◆ Set problem
Which lines hold the string "that"? Copy every one of them.

◆ Data to use
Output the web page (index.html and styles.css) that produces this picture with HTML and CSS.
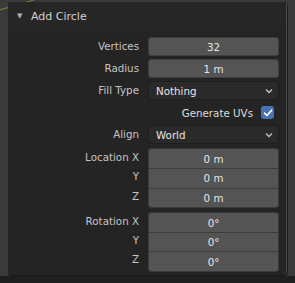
FILE: index.html
```html
<!DOCTYPE html>
<html lang="en">
<head>
<meta charset="UTF-8" />
<title>Add Circle</title>
<link rel="stylesheet" href="styles.css">
</head>
<body>
  <svg class="grid-line" width="40" height="12" viewBox="0 0 40 12"><path d="M0 10 L34 0" stroke="#6f7d2c" stroke-width="1.2" fill="none"/></svg>

  <div class="panel">
    <div class="panel-header">
      <span class="arrow">&#9660;</span>
      <span class="title">Add Circle</span>
    </div>

    <div class="panel-body">
      <div class="row">
        <div class="label">Vertices</div>
        <div class="field num">32</div>
      </div>
      <div class="row">
        <div class="label">Radius</div>
        <div class="field num">1 m</div>
      </div>
      <div class="row">
        <div class="label">Fill Type</div>
        <div class="field menu"><span>Nothing</span>
          <svg class="chev" width="8" height="6" viewBox="0 0 8 6"><path d="M1 1.5 L4 4.5 L7 1.5" stroke="#c4c4c4" stroke-width="1.3" fill="none"/></svg>
        </div>
      </div>
      <div class="row check-row">
        <span class="check-label">Generate UVs</span>
        <span class="checkbox">
          <svg width="10" height="10" viewBox="0 0 10 10"><path d="M1.5 5.2 L4 7.6 L8.6 2.2" stroke="#fff" stroke-width="1.6" fill="none" stroke-linecap="round" stroke-linejoin="round"/></svg>
        </span>
      </div>
      <div class="row">
        <div class="label">Align</div>
        <div class="field menu"><span>World</span>
          <svg class="chev" width="8" height="6" viewBox="0 0 8 6"><path d="M1 1.5 L4 4.5 L7 1.5" stroke="#c4c4c4" stroke-width="1.3" fill="none"/></svg>
        </div>
      </div>

      <div class="group">
        <div class="labels">
          <div class="label">Location X</div>
          <div class="label">Y</div>
          <div class="label">Z</div>
        </div>
        <div class="stack">
          <div class="field num">0 m</div>
          <div class="field num">0 m</div>
          <div class="field num">0 m</div>
        </div>
      </div>

      <div class="group">
        <div class="labels">
          <div class="label">Rotation X</div>
          <div class="label">Y</div>
          <div class="label">Z</div>
        </div>
        <div class="stack">
          <div class="field num">0°</div>
          <div class="field num">0°</div>
          <div class="field num">0°</div>
        </div>
      </div>
    </div>
  </div>
  <div class="bottom-bar"></div>
</body>
</html>
```

FILE: styles.css
```css
body {
  margin: 0;
  width: 295px;
  height: 283px;
  background: #3a3a3a;
  font-family: 'DejaVu Sans', 'Liberation Sans', sans-serif;
  font-size: 10.3px;
  color: #c8c8c8;
  position: relative;
  overflow: hidden;
}
.grid-line {
  position: absolute;
  left: 0;
  top: 0;
}
.panel {
  position: relative;
  margin: 2px 0 0 8px;
  width: 279px;
  height: 273px;
  background: #242424;
  border-right: 1px solid #4a4a4a;
  box-sizing: border-box;
  border-radius: 0 4px 4px 0;
  box-shadow: 1px 1px 0 #1b1b1b;
}
.panel-header {
  height: 28px;
  display: flex;
  align-items: center;
  padding-left: 9px;
  background: #262626;
}
.arrow {
  font-size: 7px;
  color: #b0b0b0;
  width: 12px;
  margin-top: -1px;
}
.title {
  color: #d0d0d0;
  font-size: 11px;
  margin-left: 2px;
}
.panel-body {
  display: flex;
  flex-direction: column;
  gap: 3px;
  padding-top: 7px;
}
.row {
  display: flex;
  align-items: center;
  height: 19px;
}
.label {
  width: 131px;
  text-align: right;
  color: #c4c4c4;
  line-height: 19.3px;
  height: 19.3px;
}
.field {
  margin-left: 9px;
  width: 131px;
  height: 19px;
  box-sizing: border-box;
  border-radius: 3px;
  display: flex;
  align-items: center;
  color: #e6e6e6;
}
.num {
  background: #545454;
  border: 1px solid #3e3e3e;
  justify-content: center;
}
.menu {
  background: #2a2a2a;
  border: 1px solid #1e1e1e;
  justify-content: space-between;
  padding: 0 5px 0 7px;
}
.check-row {
  justify-content: flex-end;
  padding-right: 12px;
  height: 19px;
}
.check-label {
  color: #dcdcdc;
  margin-right: 8px;
}
.checkbox {
  width: 13px;
  height: 13px;
  border-radius: 3px;
  background: #4772b3;
  display: flex;
  align-items: center;
  justify-content: center;
}
.group {
  display: flex;
  margin-top: 1px;
}
.labels {
  display: flex;
  flex-direction: column;
}
.stack {
  margin-left: 9px;
  display: flex;
  flex-direction: column;
  width: 131px;
  border: 1px solid #3a3a3a;
  border-radius: 3px;
  overflow: hidden;
  box-sizing: border-box;
}
.stack .field {
  margin-left: 0;
  width: auto;
  height: 19.3px;
  border: none;
  border-radius: 0;
  border-top: 1px solid #3c3c3c;
}
.stack .field:first-child {
  border-top: none;
}
.bottom-bar {
  position: absolute;
  left: 0;
  right: 0;
  top: 276px;
  bottom: 0;
  background: #1f1f1f;
}
```
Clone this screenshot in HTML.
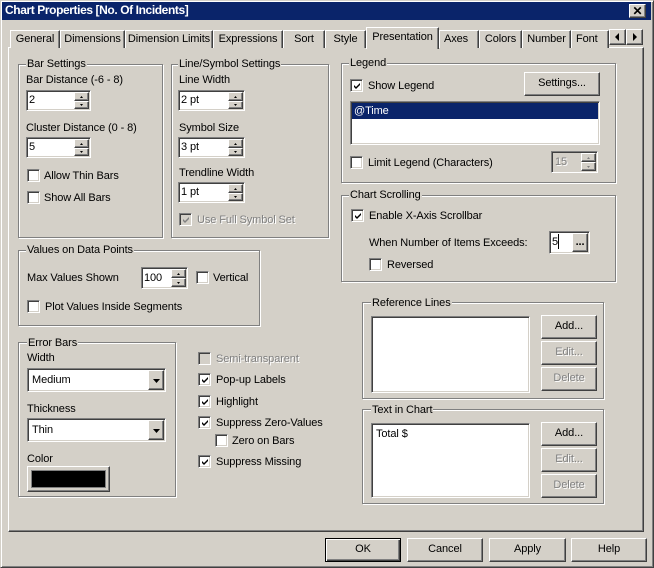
<!DOCTYPE html>
<html><head><meta charset="utf-8">
<style>
*{box-sizing:border-box;margin:0;padding:0}
body{width:654px;height:568px;background:#d4d0c8;font-family:"Liberation Sans",sans-serif;font-size:11px;color:#000;position:relative;overflow:hidden}
.a{position:absolute}
.t{position:absolute;white-space:nowrap;line-height:14px;font-size:11px;letter-spacing:-0.1px}
.dis{color:#808080;text-shadow:1px 1px 0 #fff}
.grp{position:absolute;border:1px solid #808080;box-shadow:1px 1px 0 #fff,inset 1px 1px 0 #fff}
.gt{position:absolute;background:#d4d0c8;padding:0 1px;white-space:nowrap;line-height:14px;letter-spacing:-0.1px;font-size:11px}
.sunk{position:absolute;background:#fff;border-top:1px solid #808080;border-left:1px solid #808080;border-right:1px solid #fff;border-bottom:1px solid #fff;box-shadow:inset 1px 1px 0 #404040,inset -1px -1px 0 #d4d0c8}
.btn{position:absolute;background:#d4d0c8;border-top:1px solid #fff;border-left:1px solid #fff;border-right:1px solid #404040;border-bottom:1px solid #404040;box-shadow:inset -1px -1px 0 #808080;text-align:center;letter-spacing:-0.1px;white-space:nowrap;font-size:11px;overflow:hidden}
.cb{position:absolute;width:13px;height:13px;background:#fff;border-top:1px solid #808080;border-left:1px solid #808080;border-right:1px solid #fff;border-bottom:1px solid #fff;box-shadow:inset 1px 1px 0 #404040,inset -1px -1px 0 #d4d0c8}
.cb svg{position:absolute;left:2px;top:2px}
.cb.d{background:#d4d0c8}
</style></head><body>
<div class="a" style="left:0;top:0;width:654px;height:568px;border-left:1px solid #d4d0c8;border-top:1px solid #d4d0c8;border-right:1px solid #404040;border-bottom:1px solid #404040;box-shadow:inset 1px 1px 0 #fff,inset -1px -1px 0 #808080"></div>
<div class="a" style="left:2px;top:2px;width:649px;height:18px;background:#0a246a"></div>
<div class="t" style="left:5px;top:3px;color:#fff;font-weight:bold;font-size:12px;letter-spacing:-0.4px">Chart Properties [No. Of Incidents]</div>
<div class="btn" style="left:629px;top:4px;width:17px;height:14px;line-height:12px;font-weight:bold;font-size:12px">✕</div>

<div class="a" style="left:8px;top:47px;width:636px;height:485px;border-top:1px solid #fff;border-left:1px solid #fff;border-right:1px solid #404040;border-bottom:1px solid #404040;box-shadow:inset -1px -1px 0 #808080"></div>

<div class="btn" style="left:10px;top:30px;width:50px;height:18px;border-bottom:none;box-shadow:inset -1px 0 0 #808080;line-height:16px">General</div>
<div class="btn" style="left:60px;top:30px;width:65px;height:18px;border-bottom:none;box-shadow:inset -1px 0 0 #808080;line-height:16px">Dimensions</div>
<div class="btn" style="left:125px;top:30px;width:88px;height:18px;border-bottom:none;box-shadow:inset -1px 0 0 #808080;line-height:16px">Dimension Limits</div>
<div class="btn" style="left:213px;top:30px;width:70px;height:18px;border-bottom:none;box-shadow:inset -1px 0 0 #808080;line-height:16px">Expressions</div>
<div class="btn" style="left:283px;top:30px;width:42px;height:18px;border-bottom:none;box-shadow:inset -1px 0 0 #808080;line-height:16px">Sort</div>
<div class="btn" style="left:325px;top:30px;width:41px;height:18px;border-bottom:none;box-shadow:inset -1px 0 0 #808080;line-height:16px">Style</div>
<div class="btn" style="left:366px;top:27px;width:73px;height:22px;border-bottom:none;box-shadow:inset -1px 0 0 #808080;line-height:18px;z-index:2">Presentation</div>
<div class="btn" style="left:439px;top:30px;width:40px;height:18px;border-bottom:none;box-shadow:inset -1px 0 0 #808080;line-height:16px;text-align:left;padding-left:4px">Axes</div>
<div class="btn" style="left:479px;top:30px;width:43px;height:18px;border-bottom:none;box-shadow:inset -1px 0 0 #808080;line-height:16px">Colors</div>
<div class="btn" style="left:522px;top:30px;width:49px;height:18px;border-bottom:none;box-shadow:inset -1px 0 0 #808080;line-height:16px">Number</div>
<div class="btn" style="left:571px;top:30px;width:38px;height:18px;border-bottom:none;box-shadow:inset -1px 0 0 #808080;line-height:16px;text-align:left;padding-left:4px">Font</div>
<div class="btn" style="left:609px;top:29px;width:17px;height:16px"><svg width="15" height="14" class="a" style="left:0;top:0"><path d="M5 7L9 3V11Z" fill="#000"/></svg></div>
<div class="btn" style="left:626px;top:29px;width:17px;height:16px"><svg width="15" height="14" class="a" style="left:0;top:0"><path d="M6 3L10 7L6 11Z" fill="#000"/></svg></div>

<div class="grp" style="left:18px;top:64px;width:145px;height:174px"></div>
<div class="gt" style="left:26px;top:57px">Bar Settings</div>
<div class="t" style="left:26px;top:73px">Bar Distance (-6 - 8)</div>
<div class="sunk" style="left:26px;top:90px;width:65px;height:21px"></div><div class="t" style="left:29px;top:93px">2</div>
<div class="t" style="left:26px;top:121px">Cluster Distance (0 - 8)</div>
<div class="sunk" style="left:26px;top:137px;width:65px;height:21px"></div><div class="t" style="left:29px;top:140px">5</div>
<div class="cb" style="left:27px;top:169px"></div><div class="t" style="left:44px;top:169px">Allow Thin Bars</div>
<div class="cb" style="left:27px;top:191px"></div><div class="t" style="left:44px;top:191px">Show All Bars</div>

<div class="grp" style="left:171px;top:64px;width:158px;height:174px"></div>
<div class="gt" style="left:178px;top:57px">Line/Symbol Settings</div>
<div class="t" style="left:179px;top:73px">Line Width</div>
<div class="sunk" style="left:178px;top:90px;width:67px;height:21px"></div><div class="t" style="left:181px;top:93px">2 pt</div>
<div class="t" style="left:179px;top:121px">Symbol Size</div>
<div class="sunk" style="left:178px;top:137px;width:67px;height:21px"></div><div class="t" style="left:181px;top:140px">3 pt</div>
<div class="t" style="left:179px;top:166px">Trendline Width</div>
<div class="sunk" style="left:178px;top:182px;width:67px;height:21px"></div><div class="t" style="left:181px;top:185px">1 pt</div>
<div class="cb d" style="left:179px;top:213px"><svg width="9" height="9"><path d="M1 3L3 5L7 1V3L3 7L1 5Z" fill="#808080"/></svg></div><div class="t dis" style="left:197px;top:213px">Use Full Symbol Set</div>

<div class="grp" style="left:18px;top:250px;width:242px;height:76px"></div>
<div class="gt" style="left:26px;top:243px">Values on Data Points</div>
<div class="t" style="left:27px;top:271px">Max Values Shown</div>
<div class="sunk" style="left:141px;top:267px;width:47px;height:22px"></div><div class="t" style="left:144px;top:271px">100</div>
<div class="cb" style="left:196px;top:271px"></div><div class="t" style="left:213px;top:271px">Vertical</div>
<div class="cb" style="left:27px;top:300px"></div><div class="t" style="left:45px;top:300px">Plot Values Inside Segments</div>

<div class="grp" style="left:18px;top:342px;width:158px;height:155px"></div>
<div class="gt" style="left:27px;top:336px">Error Bars</div>
<div class="t" style="left:27px;top:351px">Width</div>
<div class="sunk" style="left:27px;top:368px;width:139px;height:24px"></div><div class="t" style="left:32px;top:373px">Medium</div>
<div class="t" style="left:27px;top:402px">Thickness</div>
<div class="sunk" style="left:27px;top:418px;width:139px;height:24px"></div><div class="t" style="left:32px;top:423px">Thin</div>
<div class="t" style="left:27px;top:452px">Color</div>
<div class="btn" style="left:27px;top:466px;width:83px;height:26px"><div class="a" style="left:3px;top:3px;width:75px;height:18px;background:#000;border:1px solid #808080"></div></div>

<div class="cb d" style="left:198px;top:352px"></div><div class="t dis" style="left:216px;top:352px">Semi-transparent</div>
<div class="cb" style="left:198px;top:373px"><svg width="9" height="9"><path d="M1 3L3 5L7 1V3L3 7L1 5Z" fill="#000"/></svg></div><div class="t" style="left:216px;top:373px">Pop-up Labels</div>
<div class="cb" style="left:198px;top:395px"><svg width="9" height="9"><path d="M1 3L3 5L7 1V3L3 7L1 5Z" fill="#000"/></svg></div><div class="t" style="left:216px;top:395px">Highlight</div>
<div class="cb" style="left:198px;top:416px"><svg width="9" height="9"><path d="M1 3L3 5L7 1V3L3 7L1 5Z" fill="#000"/></svg></div><div class="t" style="left:216px;top:416px">Suppress Zero-Values</div>
<div class="cb" style="left:215px;top:434px"></div><div class="t" style="left:232px;top:434px">Zero on Bars</div>
<div class="cb" style="left:198px;top:455px"><svg width="9" height="9"><path d="M1 3L3 5L7 1V3L3 7L1 5Z" fill="#000"/></svg></div><div class="t" style="left:216px;top:455px">Suppress Missing</div>

<div class="grp" style="left:341px;top:63px;width:275px;height:120px"></div>
<div class="gt" style="left:349px;top:56px">Legend</div>
<div class="cb" style="left:350px;top:79px"><svg width="9" height="9"><path d="M1 3L3 5L7 1V3L3 7L1 5Z" fill="#000"/></svg></div><div class="t" style="left:368px;top:79px">Show Legend</div>
<div class="btn" style="left:524px;top:72px;width:76px;height:24px;line-height:21px">Settings...</div>
<div class="sunk" style="left:350px;top:101px;width:250px;height:44px"></div>
<div class="a" style="left:352px;top:103px;width:246px;height:16px;background:#0a246a"></div>
<div class="t" style="left:354px;top:104px;color:#fff">@Time</div>
<div class="cb" style="left:350px;top:156px"></div><div class="t" style="left:368px;top:156px">Limit Legend (Characters)</div>
<div class="sunk" style="left:551px;top:151px;width:47px;height:22px;background:#d4d0c8"></div><div class="t dis" style="left:555px;top:155px">15</div>

<div class="grp" style="left:341px;top:195px;width:275px;height:87px"></div>
<div class="gt" style="left:349px;top:188px">Chart Scrolling</div>
<div class="cb" style="left:351px;top:209px"><svg width="9" height="9"><path d="M1 3L3 5L7 1V3L3 7L1 5Z" fill="#000"/></svg></div><div class="t" style="left:369px;top:209px">Enable X-Axis Scrollbar</div>
<div class="t" style="left:369px;top:236px">When Number of Items Exceeds:</div>
<div class="sunk" style="left:549px;top:231px;width:41px;height:23px"></div><div class="t" style="left:552px;top:235px">5</div>
<div class="a" style="left:558px;top:234px;width:1px;height:15px;background:#000"></div>
<div class="btn" style="left:572px;top:233px;width:16px;height:19px;line-height:16px;font-weight:bold">...</div>
<div class="cb" style="left:369px;top:258px"></div><div class="t" style="left:387px;top:258px">Reversed</div>

<div class="grp" style="left:362px;top:302px;width:242px;height:97px"></div>
<div class="gt" style="left:371px;top:296px">Reference Lines</div>
<div class="sunk" style="left:371px;top:316px;width:159px;height:77px"></div>
<div class="btn" style="left:541px;top:315px;width:56px;height:24px;line-height:21px">Add...</div>
<div class="btn dis" style="left:541px;top:341px;width:56px;height:24px;line-height:21px">Edit...</div>
<div class="btn dis" style="left:541px;top:367px;width:56px;height:24px;line-height:21px">Delete</div>

<div class="grp" style="left:362px;top:409px;width:242px;height:95px"></div>
<div class="gt" style="left:371px;top:403px">Text in Chart</div>
<div class="sunk" style="left:371px;top:423px;width:159px;height:75px"></div>
<div class="t" style="left:376px;top:427px">Total $</div>
<div class="btn" style="left:541px;top:422px;width:56px;height:24px;line-height:21px">Add...</div>
<div class="btn dis" style="left:541px;top:448px;width:56px;height:24px;line-height:21px">Edit...</div>
<div class="btn dis" style="left:541px;top:474px;width:56px;height:24px;line-height:21px">Delete</div>

<div class="btn" style="left:74px;top:92px;width:15px;height:9px"></div><div class="btn" style="left:74px;top:101px;width:15px;height:8px"></div>
<div class="btn" style="left:74px;top:139px;width:15px;height:9px"></div><div class="btn" style="left:74px;top:148px;width:15px;height:8px"></div>
<div class="btn" style="left:228px;top:92px;width:15px;height:9px"></div><div class="btn" style="left:228px;top:101px;width:15px;height:8px"></div>
<div class="btn" style="left:228px;top:139px;width:15px;height:9px"></div><div class="btn" style="left:228px;top:148px;width:15px;height:8px"></div>
<div class="btn" style="left:228px;top:184px;width:15px;height:9px"></div><div class="btn" style="left:228px;top:193px;width:15px;height:8px"></div>
<div class="btn" style="left:171px;top:269px;width:15px;height:9px"></div><div class="btn" style="left:171px;top:278px;width:15px;height:9px"></div>
<div class="btn" style="left:581px;top:153px;width:15px;height:9px"></div><div class="btn" style="left:581px;top:162px;width:15px;height:9px"></div>
<svg class="a" style="left:0;top:0" width="654" height="568">
<g fill="#000">
<path d="M80 98h3l-1.5-2z M80 104h3l-1.5 2z"/>
<path d="M80 145h3l-1.5-2z M80 151h3l-1.5 2z"/>
<path d="M234 98h3l-1.5-2z M234 104h3l-1.5 2z"/>
<path d="M234 145h3l-1.5-2z M234 151h3l-1.5 2z"/>
<path d="M234 190h3l-1.5-2z M234 196h3l-1.5 2z"/>
<path d="M177 275h3l-1.5-2z M177 282h3l-1.5 2z"/>
</g>
<g fill="#808080"><path d="M587 159h3l-1.5-2z M587 166h3l-1.5 2z"/></g>
</svg>
<div class="btn" style="left:148px;top:370px;width:16px;height:20px"><svg width="14" height="18" class="a" style="left:0;top:0"><path d="M4 8h7l-3.5 4z" fill="#000"/></svg></div>
<div class="btn" style="left:148px;top:420px;width:16px;height:20px"><svg width="14" height="18" class="a" style="left:0;top:0"><path d="M4 8h7l-3.5 4z" fill="#000"/></svg></div>

<div class="btn" style="left:325px;top:538px;width:76px;height:24px;line-height:21px;border:1px solid #000;box-shadow:inset 1px 1px 0 #fff,inset -1px -1px 0 #404040,inset -2px -2px 0 #808080">OK</div>
<div class="btn" style="left:407px;top:538px;width:76px;height:24px;line-height:21px">Cancel</div>
<div class="btn" style="left:489px;top:538px;width:77px;height:24px;line-height:21px">Apply</div>
<div class="btn" style="left:571px;top:538px;width:76px;height:24px;line-height:21px">Help</div>
</body></html>
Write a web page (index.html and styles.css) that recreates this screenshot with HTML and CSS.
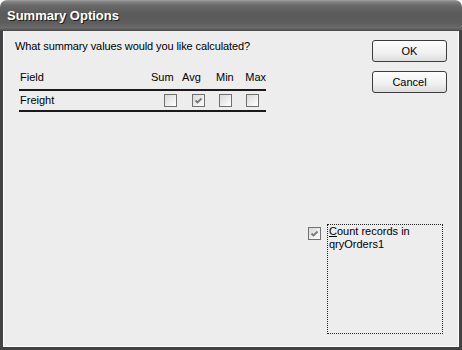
FILE: index.html
```html
<!DOCTYPE html>
<html lang="en">
<head>
  <meta charset="UTF-8" />
  <title>Summary Options</title>
  <link rel="stylesheet" href="styles.css">
</head>
<body>

  <div class="window">
    <div class="titlebar">
      <span>Summary Options</span>
    </div>

    <div class="dialog">
      <div class="main">
        <p class="question">What summary values would you like calculated?</p>

        <div class="summary-table">
          <div class="row head">
            <span class="field">Field</span>
            <span class="col sum">Sum</span>
            <span class="col avg">Avg</span>
            <span class="col min">Min</span>
            <span class="col max">Max</span>
          </div>
          <div class="row">
            <span class="field">Freight</span>
            <span class="col"><span class="check"></span></span>
            <span class="col">
              <span class="check">
                <svg width="11" height="11" viewBox="0 0 11 11"><path d="M2.5 5.5 L4.5 7.5 L8.5 3.5" fill="none" stroke="#7a7a7a" stroke-width="1.8"/></svg>
              </span>
            </span>
            <span class="col"><span class="check"></span></span>
            <span class="col"><span class="check"></span></span>
          </div>
        </div>
      </div>

      <div class="side">
        <button class="btn">OK</button>
        <button class="btn">Cancel</button>

        <div class="count-group">
          <span class="check">
            <svg width="11" height="11" viewBox="0 0 11 11"><path d="M2.5 5.5 L4.5 7.5 L8.5 3.5" fill="none" stroke="#7a7a7a" stroke-width="1.8"/></svg>
          </span>
          <div class="count-label">Count records in qryOrders1</div>
        </div>
      </div>
    </div>
  </div>

</body>
</html>
```

FILE: styles.css
```css
* {
  margin: 0;
  padding: 0;
  box-sizing: border-box;
  font-family: "Liberation Sans", Arial, sans-serif;
}

body {
  background: #fff;
  width: 462px;
  height: 350px;
  overflow: hidden;
}

.window {
  width: 462px;
  height: 350px;
  display: flex;
  flex-direction: column;
}

.titlebar {
  height: 31px;
  flex-shrink: 0;
  border-radius: 7px 7px 0 0;
  background: linear-gradient(#a2a2a2 0, #808080 2px, #676767 6px, #5a5a5a 14px, #5d5d5d 23px, #6b6b6b 28px, #474747 31px);
  padding: 6px 7px 0;
}

.titlebar span {
  color: #fff;
  font-size: 13px;
  font-weight: bold;
  line-height: 18px;
  text-shadow: 1px 1px 0 #1e1e1e;
}

.dialog {
  flex: 1;
  display: flex;
  background: #ededed;
  border: 3px solid #424242;
  border-top: none;
  box-shadow: inset 1px 0 0 #fff, inset -1px 0 0 #fff, inset 0 -1px 0 #fff;
  padding: 9px 12px 13px 12px;
}

.main {
  flex: 1;
}

.question {
  font-size: 11px;
  line-height: 13px;
  color: #000;
  letter-spacing: -0.1px;
}

.summary-table {
  margin: 18px 0 0 4px;
  width: 247px;
}

.row {
  display: grid;
  grid-template-columns: 138px 27px 28px 27px 27px;
  align-items: center;
  border-bottom: 2px solid #1a1a1a;
  font-size: 11px;
  line-height: 13px;
  color: #000;
  height: 21px;
}

.row.head {
  height: 20px;
  align-items: start;
}

.field {
  padding-left: 1px;
}

.col {
  display: flex;
  justify-content: center;
}

.head .sum { justify-content: flex-start; margin-left: -6px; }
.head .avg { justify-content: flex-start; margin-left: -2px; }
.head .min { justify-content: flex-start; margin-left: 4px; }
.head .max { justify-content: flex-end; }

.check {
  width: 13px;
  height: 13px;
  border: 1px solid #707070;
  background: linear-gradient(135deg, #d8d8d8, #f4f4f4 70%, #fff);
  display: flex;
  align-items: center;
  justify-content: center;
}

.side {
  display: flex;
  flex-direction: column;
  align-items: flex-end;
  gap: 9px;
}

.btn {
  width: 75px;
  height: 22px;
  border: 1px solid #3c3c3c;
  border-radius: 3px;
  background: linear-gradient(#fdfdfd, #f0f0f0 60%, #dcdcdc);
  font-size: 11px;
  color: #000;
}

.count-group {
  margin-top: auto;
  margin-right: 4px;
  display: flex;
  align-items: flex-start;
  gap: 6px;
}

.count-group .check {
  margin-top: 3px;
}

.count-label {
  width: 116px;
  height: 110px;
  border: 1px dotted #222;
  padding: 0 1px;
  font-size: 11px;
  line-height: 13px;
  color: #000;
}

.count-label::first-letter {
  text-decoration: underline;
}
```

◆ Result
Output the web page (index.html and styles.css) that produces this picture with HTML and CSS.
Write a web page (index.html and styles.css) that recreates this screenshot with HTML and CSS.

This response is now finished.